Argentina played a role during World War II that was similar to that of Berlin during the Cold War. As a neutral country favoring the Nazi regime, it was the focus of a great deal of clandestine activity during the war as it struggled to maintain its neutrality while both the Axis and the Allies maneuvered on its territory. This is the backdrop to W.E.B. Griffin’s Honor Bound series as he continues to explore the fascinating realm of intelligence work during World War II. The hero of this book is Cletus Frade, a marine aviator called home from Guadalcanal to take on a covert mission in Argentina to blow up a neutral vessel that is refueling Nazi submarines in Argentinian waters.
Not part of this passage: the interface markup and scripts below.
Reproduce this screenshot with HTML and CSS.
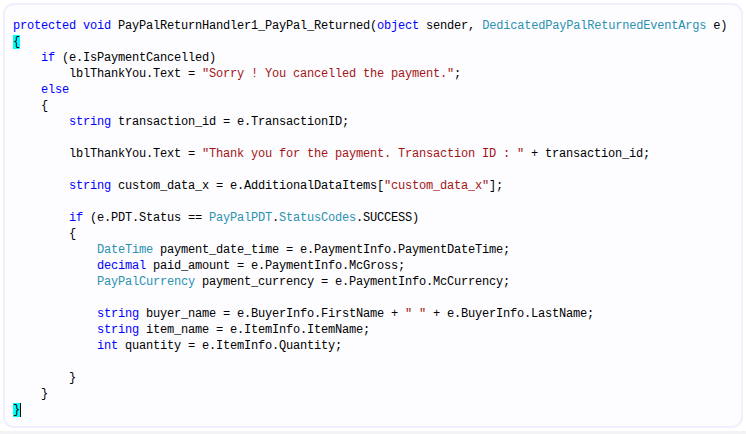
FILE: index.html
```html
<!DOCTYPE html>
<html>
<head>
<meta charset="utf-8">
<link rel="stylesheet" href="styles.css">
</head>
<body>
<div class="frame">
<div class="code">
<div class="ln"><span class="kw">protected</span> <span class="kw">void</span> PayPalReturnHandler1_PayPal_Returned(<span class="kw">object</span> sender, <span class="ty">DedicatedPayPalReturnedEventArgs</span> e)</div>
<div class="ln"><span class="hl">{</span></div>
<div class="ln i1"><span class="kw">if</span> (e.IsPaymentCancelled)</div>
<div class="ln i2">lblThankYou.Text = <span class="st">"Sorry ! You cancelled the payment."</span>;</div>
<div class="ln i1"><span class="kw">else</span></div>
<div class="ln i1">{</div>
<div class="ln i2"><span class="kw">string</span> transaction_id = e.TransactionID;</div>
<div class="ln"></div>
<div class="ln i2">lblThankYou.Text = <span class="st">"Thank you for the payment. Transaction ID : "</span> + transaction_id;</div>
<div class="ln"></div>
<div class="ln i2"><span class="kw">string</span> custom_data_x = e.AdditionalDataItems[<span class="st">"custom_data_x"</span>];</div>
<div class="ln"></div>
<div class="ln i2"><span class="kw">if</span> (e.PDT.Status == <span class="ty">PayPalPDT</span>.<span class="ty">StatusCodes</span>.SUCCESS)</div>
<div class="ln i2">{</div>
<div class="ln i3"><span class="ty">DateTime</span> payment_date_time = e.PaymentInfo.PaymentDateTime;</div>
<div class="ln i3"><span class="kw">decimal</span> paid_amount = e.PaymentInfo.McGross;</div>
<div class="ln i3"><span class="ty">PayPalCurrency</span> payment_currency = e.PaymentInfo.McCurrency;</div>
<div class="ln"></div>
<div class="ln i3"><span class="kw">string</span> buyer_name = e.BuyerInfo.FirstName + <span class="st">" "</span> + e.BuyerInfo.LastName;</div>
<div class="ln i3"><span class="kw">string</span> item_name = e.ItemInfo.ItemName;</div>
<div class="ln i3"><span class="kw">int</span> quantity = e.ItemInfo.Quantity;</div>
<div class="ln"></div>
<div class="ln i2">}</div>
<div class="ln i1">}</div>
<div class="ln"><span class="hl caret">}</span></div>
</div>
</div>
<div class="rule"></div>
</body>
</html>
```
FILE: styles.css
```css
html, body {
  margin: 0;
  padding: 0;
  background: #ffffff;
}
.frame {
  margin: 3px 3px 0 3px;
  border: 2px solid #efeffd;
  border-radius: 11px;
  background: #fdfdff;
  padding: 13px 8px 0 8px;
  box-sizing: border-box;
  height: 425px;
}
.code {
  font-family: "Liberation Mono", "DejaVu Sans Mono", monospace;
  font-size: 12px;
  letter-spacing: -0.2px;
  line-height: 16px;
  color: #000000;
}
.ln {
  height: 16px;
  white-space: pre;
}
.i1 { padding-left: 28px; }
.i2 { padding-left: 56px; }
.i3 { padding-left: 84px; }
.kw { color: #0000ff; }
.ty { color: #2b91af; }
.st { color: #a31515; }
.hl { background: #00ffff; }
.caret { border-right: 1px solid #000; }
.rule {
  margin-top: 3px;
  height: 3px;
  background: #f3f3f5;
}
```
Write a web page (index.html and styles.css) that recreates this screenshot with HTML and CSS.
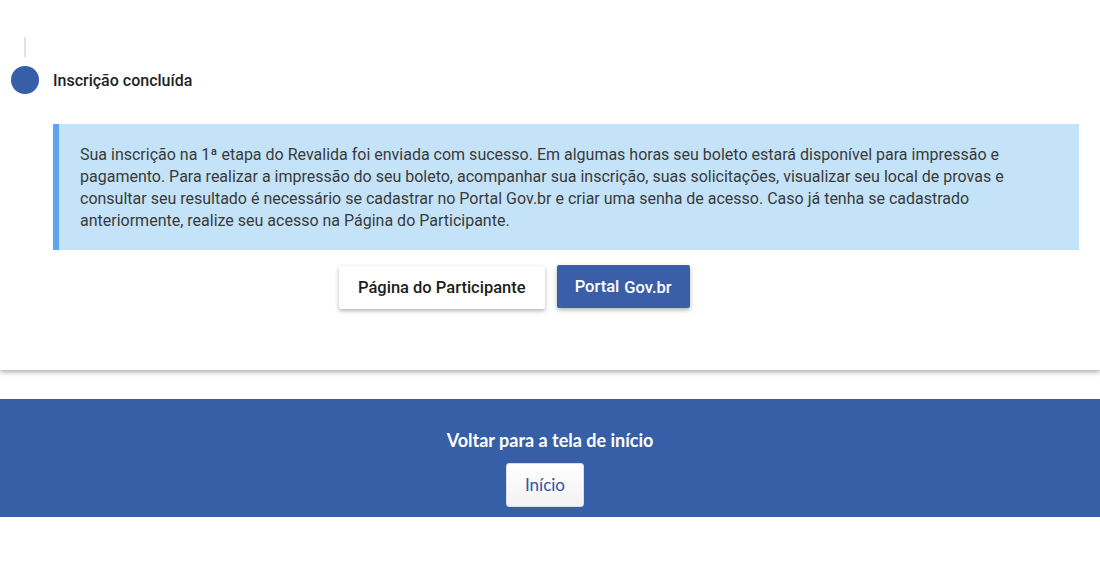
FILE: index.html
```html
<!DOCTYPE html>
<html lang="pt-BR">
<head>
    <meta charset="UTF-8">
    <meta name="viewport" content="width=device-width, initial-scale=1.0">
    <title>Revalida - Inscrição</title>
    <link rel="stylesheet" href="styles.css">
</head>
<body>
    <main class="card">
        <div class="step-line"></div>
        <div class="step">
            <span class="step-dot"></span>
            <h3 class="step-title">Inscrição concluída</h3>
        </div>
        <div class="alert">
            <p>Sua inscrição na 1ª etapa do Revalida foi enviada com sucesso. Em algumas horas seu boleto estará disponível para impressão e pagamento. Para realizar a impressão do seu boleto, acompanhar sua inscrição, suas solicitações, visualizar seu local de provas e consultar seu resultado é necessário se cadastrar no Portal Gov.br e criar uma senha de acesso. Caso já tenha se cadastrado anteriormente, realize seu acesso na Página do Participante.</p>
        </div>
        <div class="actions">
            <a class="btn" href="#">Página do Participante</a>
            <a class="btn btn-primary" href="#">Portal <span class="gov">Gov.br</span></a>
        </div>
    </main>
    <footer class="back">
        <h2>Voltar para a tela de início</h2>
        <a class="btn-home" href="#">Início</a>
    </footer>
</body>
</html>
```

FILE: styles.css
```css
:root {
    font-family: Roboto, 'Noto Sans', sans-serif;
    color: #333333;
    background-color: #ffffff;
}
body {
    margin: 0;
}
a {
    text-decoration: none;
}

.card {
    background: #ffffff;
    padding: 37px 21px 61px 0;
    box-shadow: 0 2px 5px rgba(0, 0, 0, 0.35);
}
.step-line {
    width: 2px;
    height: 20px;
    margin-left: 24px;
    background: #e2e2e2;
}
.step {
    display: flex;
    align-items: center;
    gap: 14px;
    margin: 9px 0 0 11px;
}
.step-dot {
    width: 28px;
    height: 28px;
    border-radius: 50%;
    background: #365fa8;
}
.step-title {
    margin: 0;
    font-size: 16px;
    font-weight: 500;
    color: #222222;
}

.alert {
    margin: 30px 0 0 53px;
    padding: 20px 21px 18px 21px;
    background: #c4e3f8;
    border-left: 6px solid #5ba5f2;
}
.alert p {
    margin: 0;
    font-size: 16px;
    line-height: 22px;
    color: #3a3a3a;
}

.actions {
    display: flex;
    gap: 12px;
    margin-top: 16px;
    padding-left: 339px;
}
.btn {
    display: inline-flex;
    align-items: center;
    height: 43px;
    padding: 0 19px;
    font-size: 16.5px;
    font-weight: 500;
    color: #1d1d1d;
    background: #ffffff;
    border-radius: 2px;
    box-shadow: 0 2px 4px rgba(0, 0, 0, 0.3);
}
.btn-primary {
    margin-top: -1px;
    padding: 0 18px;
    background: #3a5fa8;
    color: #ffffff;
}
.gov {
    margin-left: 5px;
    position: relative;
    top: 1px;
}

.back {
    margin-top: 29px;
    padding: 29px 0 10px;
    background: #365fa8;
    text-align: center;
    font-family: Lato, 'Open Sans', sans-serif;
}
.back h2 {
    margin: 0 0 11px;
    font-size: 18px;
    line-height: 24px;
    font-weight: 700;
    color: #ffffff;
}
.btn-home {
    display: inline-block;
    width: 78px;
    height: 44px;
    margin-right: 10px;
    line-height: 42px;
    box-sizing: border-box;
    font-size: 17px;
    color: #2c56a8;
    background: linear-gradient(#ffffff, #f2f2f2);
    border: 1px solid #d8dde8;
    border-radius: 3px;
}
```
Clete is totally unqualified for this mission, as are the two men assigned to him. None have any training as spies and while one is an expert in demolitions, none of them really have a clue as to what they are doing. The one thing Clete might have going for him is that his father, Jorge Guillermo Frade, is one of the most important and influential men in Argentina. Unfortunately, Clete has never met him and everything he knows about the man (coming from his maternal grandfather) is that he is the SOB responsible for Clete’s mother’s death.

It's the slow development of the relationship between father and son that makes this such a powerful book. Griffin has never been particularly interested in “action” in the conventional sense. There are occasional spurts of it, but Griffin has always been much more concerned with the nuts and bolts about how missions are planned and information is gathered. In this novel, he gets to play with multiple cultures as well—Argentinian, German, Nazi (yes, I know those last two should be the same but Griffin paints them differently), and American. It all blends together into a fascinating look at Argentina through the eyes of an outsider at a critical moment in their history.
The mission to destroy that tanker is the heart of the story. To emphasize the danger, Griffin lets the reader know that the previous team sent on this mission has simply disappeared. Clete’s mission is opposed by both the Argentinians and the Nazis, but also by elements within the American Office of Strategic Services who believe that Clete would be of better use to them if he were dead by German hands. They figure that his father would be more likely to help the Allies if he had a personal reason to hate the Nazis.

This is a wonderful and exciting book. I read it the first time roughly twenty years ago and enjoyed it just as much on this latest reading. Yet, I want to stress that it is not a typical military novel filled with battles and fights to the death. That sort of action is the exception here, not the rule. Truth is, Honor Bound doesn’t need it.